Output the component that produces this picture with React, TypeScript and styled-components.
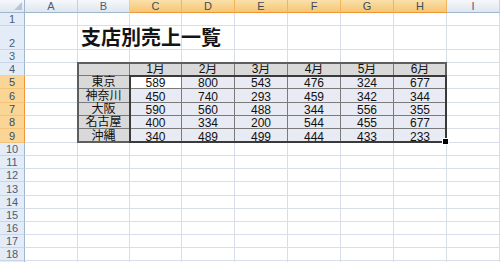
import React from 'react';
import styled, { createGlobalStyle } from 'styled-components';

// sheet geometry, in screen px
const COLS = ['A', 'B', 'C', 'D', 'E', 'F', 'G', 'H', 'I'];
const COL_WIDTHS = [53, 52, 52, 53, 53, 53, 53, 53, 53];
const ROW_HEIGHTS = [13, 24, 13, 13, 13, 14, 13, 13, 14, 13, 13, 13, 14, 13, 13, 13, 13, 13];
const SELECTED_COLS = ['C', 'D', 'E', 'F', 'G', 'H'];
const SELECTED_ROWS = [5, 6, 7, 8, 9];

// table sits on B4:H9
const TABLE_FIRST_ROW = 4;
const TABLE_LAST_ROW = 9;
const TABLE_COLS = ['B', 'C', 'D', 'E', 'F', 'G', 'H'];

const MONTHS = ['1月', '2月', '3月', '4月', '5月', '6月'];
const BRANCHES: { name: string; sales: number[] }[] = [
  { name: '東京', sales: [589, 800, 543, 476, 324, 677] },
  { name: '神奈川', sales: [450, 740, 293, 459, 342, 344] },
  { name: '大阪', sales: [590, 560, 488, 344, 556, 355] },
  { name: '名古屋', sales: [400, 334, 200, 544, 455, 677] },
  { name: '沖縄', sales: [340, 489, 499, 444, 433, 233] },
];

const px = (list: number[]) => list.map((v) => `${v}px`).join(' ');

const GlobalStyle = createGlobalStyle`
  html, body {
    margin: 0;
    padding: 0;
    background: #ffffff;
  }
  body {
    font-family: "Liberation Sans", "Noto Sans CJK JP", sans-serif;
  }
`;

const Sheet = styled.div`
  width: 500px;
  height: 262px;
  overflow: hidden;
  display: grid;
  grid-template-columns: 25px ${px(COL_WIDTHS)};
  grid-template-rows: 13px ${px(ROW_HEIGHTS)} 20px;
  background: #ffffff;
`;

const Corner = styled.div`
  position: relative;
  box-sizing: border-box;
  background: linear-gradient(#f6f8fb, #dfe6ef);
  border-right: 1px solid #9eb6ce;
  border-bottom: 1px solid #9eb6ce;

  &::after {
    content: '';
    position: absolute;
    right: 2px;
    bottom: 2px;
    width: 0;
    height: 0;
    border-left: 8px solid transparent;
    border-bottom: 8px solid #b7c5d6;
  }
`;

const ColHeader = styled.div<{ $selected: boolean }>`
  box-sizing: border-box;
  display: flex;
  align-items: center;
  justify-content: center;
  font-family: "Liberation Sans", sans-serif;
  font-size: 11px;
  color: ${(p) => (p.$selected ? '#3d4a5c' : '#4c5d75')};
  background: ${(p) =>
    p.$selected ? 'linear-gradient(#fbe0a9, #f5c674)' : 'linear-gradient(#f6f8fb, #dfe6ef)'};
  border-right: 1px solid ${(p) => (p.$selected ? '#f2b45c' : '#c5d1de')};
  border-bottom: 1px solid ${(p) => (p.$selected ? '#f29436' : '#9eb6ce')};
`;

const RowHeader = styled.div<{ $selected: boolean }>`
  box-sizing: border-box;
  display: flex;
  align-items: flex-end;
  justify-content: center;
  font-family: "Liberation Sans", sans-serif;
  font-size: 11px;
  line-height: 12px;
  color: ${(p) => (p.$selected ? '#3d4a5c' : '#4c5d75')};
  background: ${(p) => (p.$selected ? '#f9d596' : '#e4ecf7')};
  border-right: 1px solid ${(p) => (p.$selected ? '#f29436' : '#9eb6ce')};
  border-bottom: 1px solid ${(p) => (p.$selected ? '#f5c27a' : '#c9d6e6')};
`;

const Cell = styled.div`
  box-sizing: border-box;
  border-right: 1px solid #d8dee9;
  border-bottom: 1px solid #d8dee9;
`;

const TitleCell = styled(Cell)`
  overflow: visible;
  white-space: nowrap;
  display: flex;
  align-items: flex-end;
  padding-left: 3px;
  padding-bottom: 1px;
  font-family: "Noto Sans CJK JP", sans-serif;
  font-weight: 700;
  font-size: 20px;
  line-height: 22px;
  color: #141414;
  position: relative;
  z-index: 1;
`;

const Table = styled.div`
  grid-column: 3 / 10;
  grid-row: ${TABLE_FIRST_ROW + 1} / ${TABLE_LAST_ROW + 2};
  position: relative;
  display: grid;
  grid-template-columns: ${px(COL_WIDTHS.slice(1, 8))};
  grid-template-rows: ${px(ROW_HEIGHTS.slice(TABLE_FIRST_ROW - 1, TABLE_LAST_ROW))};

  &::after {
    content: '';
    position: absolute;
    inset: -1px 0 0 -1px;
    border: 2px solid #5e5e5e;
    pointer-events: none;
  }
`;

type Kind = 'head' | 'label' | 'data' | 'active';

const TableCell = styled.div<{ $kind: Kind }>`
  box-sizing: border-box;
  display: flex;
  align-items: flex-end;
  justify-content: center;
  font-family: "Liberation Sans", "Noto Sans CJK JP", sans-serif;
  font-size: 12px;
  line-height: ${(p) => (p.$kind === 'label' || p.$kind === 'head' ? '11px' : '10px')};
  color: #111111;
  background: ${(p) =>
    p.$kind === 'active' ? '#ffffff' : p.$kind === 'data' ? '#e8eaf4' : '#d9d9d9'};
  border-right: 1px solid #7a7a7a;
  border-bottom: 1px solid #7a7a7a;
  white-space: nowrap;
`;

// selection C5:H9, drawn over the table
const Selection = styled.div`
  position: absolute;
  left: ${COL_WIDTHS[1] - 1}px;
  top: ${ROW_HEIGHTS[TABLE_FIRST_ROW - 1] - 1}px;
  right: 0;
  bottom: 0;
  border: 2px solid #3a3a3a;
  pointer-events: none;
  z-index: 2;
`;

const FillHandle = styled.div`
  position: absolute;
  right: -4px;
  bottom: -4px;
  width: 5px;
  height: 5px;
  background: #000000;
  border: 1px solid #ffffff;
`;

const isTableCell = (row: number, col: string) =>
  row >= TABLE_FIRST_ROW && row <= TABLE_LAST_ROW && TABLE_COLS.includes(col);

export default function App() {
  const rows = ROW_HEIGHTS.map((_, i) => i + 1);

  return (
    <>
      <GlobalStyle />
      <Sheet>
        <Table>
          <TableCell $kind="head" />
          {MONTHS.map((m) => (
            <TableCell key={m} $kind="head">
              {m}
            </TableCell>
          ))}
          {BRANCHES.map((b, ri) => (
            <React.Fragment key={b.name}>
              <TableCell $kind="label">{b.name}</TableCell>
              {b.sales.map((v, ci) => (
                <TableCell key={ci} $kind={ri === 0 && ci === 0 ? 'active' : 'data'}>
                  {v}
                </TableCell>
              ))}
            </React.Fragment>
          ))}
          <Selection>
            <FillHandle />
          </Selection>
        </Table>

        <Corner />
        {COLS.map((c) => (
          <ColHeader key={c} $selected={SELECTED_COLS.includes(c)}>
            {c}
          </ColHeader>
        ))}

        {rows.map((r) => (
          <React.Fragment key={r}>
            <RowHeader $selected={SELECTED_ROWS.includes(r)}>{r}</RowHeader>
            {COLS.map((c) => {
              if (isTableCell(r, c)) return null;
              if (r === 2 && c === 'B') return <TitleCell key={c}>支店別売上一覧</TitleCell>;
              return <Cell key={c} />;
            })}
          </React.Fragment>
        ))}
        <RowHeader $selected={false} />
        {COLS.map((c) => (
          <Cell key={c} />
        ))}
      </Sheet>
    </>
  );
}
━━━━━━━━
From the top of the listing above, repeat each line exactly until you reach the line containing "const px = (list: number[])", and repeat that one too. Leave the pictures out.

Output the component that produces this picture with React, TypeScript and styled-components.
import React from 'react';
import styled, { createGlobalStyle } from 'styled-components';

// sheet geometry, in screen px
const COLS = ['A', 'B', 'C', 'D', 'E', 'F', 'G', 'H', 'I'];
const COL_WIDTHS = [53, 52, 52, 53, 53, 53, 53, 53, 53];
const ROW_HEIGHTS = [13, 24, 13, 13, 13, 14, 13, 13, 14, 13, 13, 13, 14, 13, 13, 13, 13, 13];
const SELECTED_COLS = ['C', 'D', 'E', 'F', 'G', 'H'];
const SELECTED_ROWS = [5, 6, 7, 8, 9];

// table sits on B4:H9
const TABLE_FIRST_ROW = 4;
const TABLE_LAST_ROW = 9;
const TABLE_COLS = ['B', 'C', 'D', 'E', 'F', 'G', 'H'];

const MONTHS = ['1月', '2月', '3月', '4月', '5月', '6月'];
const BRANCHES: { name: string; sales: number[] }[] = [
  { name: '東京', sales: [589, 800, 543, 476, 324, 677] },
  { name: '神奈川', sales: [450, 740, 293, 459, 342, 344] },
  { name: '大阪', sales: [590, 560, 488, 344, 556, 355] },
  { name: '名古屋', sales: [400, 334, 200, 544, 455, 677] },
  { name: '沖縄', sales: [340, 489, 499, 444, 433, 233] },
];

const px = (list: number[]) => list.map((v) => `${v}px`).join(' ');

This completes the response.